In square brackets, certain characters have special significance when expressing a range in a regular expression:

- Hyphen (-): The hyphen is used to specify a character range. For example, `[a-z]` matches any lowercase letter from 'a' to 'z', and `[0-9]` matches any digit from 0 to 9.

- Caret (^): When the caret appears as the first character within square brackets, it indicates negation or exclusion. For example, `[^a-z]` matches any character that is not a lowercase letter.

- Backslash (): In some cases, you may need to escape certain characters using a backslash within square brackets to match them literally. For example, `[\+]` matches the plus symbol.

- Other characters: Most other characters, such as digits, letters, and special characters, have their literal meaning within square brackets. For example, [\d] matches any digit.

It's important to note that some characters, like the closing square bracket `(']')` and the caret `(^)` when not used as the first character, generally do not have special significance within square brackets and can be used as-is. However, it's a good practice to escape them if there is any potential for confusion.

Q5. How does compiling a regular-expression object benefit you?

Compiling a regular-expression object in Python using the `re.compile()` function offers several benefits:

- Performance: Compiling a regular expression into an object can improve performance, especially when you need to use the same pattern multiple times. Compiled regex objects are optimized for repeated matching operations, making them faster than repeatedly compiling the pattern.
- Readability: By compiling a regex object, you can assign a descriptive variable name to the pattern, which enhances code readability and maintainability.
- Reuse and Modularity: Compiled regex objects can be reused across different parts of your code, promoting modularity and code organization.
- Flags: You can include flags (such as case-insensitive matching) as arguments to the `re.compile()` function, making it easier to apply consistent settings to multiple regex operations.

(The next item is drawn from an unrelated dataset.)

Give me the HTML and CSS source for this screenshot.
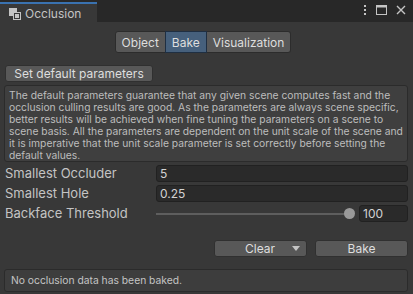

Example of compiling a regex object:

In [2]:
import re

pattern = re.compile(r'\d{3}-\d{2}-\d{4}')
result = pattern.search('My SSN is 123-45-6789')

Q6. What are some examples of how to use the match object returned by `re.match` and `re.search`?

The `re.match()` and `re.search()` functions return match objects that provide information about the match found in the input string. Here are examples of how to use the match object returned by each function:

`re.match()`:

In [3]:
import re

pattern = re.compile(r'\d+')
match = pattern.match('123abc')
if match:
    print("Match found:", match.group())
else:
    print("No match")

Match found: 123


`re.search()`:

In [4]:
import re

pattern = re.compile(r'\d+')
match = pattern.search('abc123def')
if match:
    print("Match found:", match.group())
else:
    print("No match")

Match found: 123


Q7. What is the difference between using a vertical bar (`|`) as an alteration and using square brackets as a character set?

The vertical bar `|` and square brackets `[]` serve different purposes in regular expressions:

Vertical Bar (`|`): Used for alternation, allowing you to match one of several alternative patterns. For example, a|b matches either 'a' or 'b'.

Square Brackets (`[]`): Used for defining a character set, allowing you to match any one character from the set. For example, `[aeiou]` matches any vowel.

In essence, the vertical bar is used to specify alternative patterns, while square brackets define a set of characters that can match at a specific position.

Q8. In regular-expression search patterns, why is it necessary to use the raw-string indicator (`r`) in  replacement strings?

In regular-expression replacement strings, it is necessary to use the raw-string indicator (`r`) to ensure that backslashes are treated as literal characters rather than escape characters. This is especially important when you want to include backreferences `(e.g., \1, \2)` in the replacement string. Using a raw string `(r'some text')` ensures that backslashes are not interpreted as escape characters, which can lead to unintended substitutions or errors in the replacement process.

Example of using a raw string in a replacement:

In [5]:
import re

pattern = re.compile(r'(\w+) (\w+)')
text = 'John Smith, Alice Johnson'
result = pattern.sub(r'\2, \1', text)
print(result)  # Output: Smith, John, Johnson, Alice


Smith, John, Johnson, Alice


In the above example, the `\2` and `\1` are backreferences to the captured groups in the regex pattern. Using a raw string ensures that these backreferences are interpreted correctly as part of the replacement.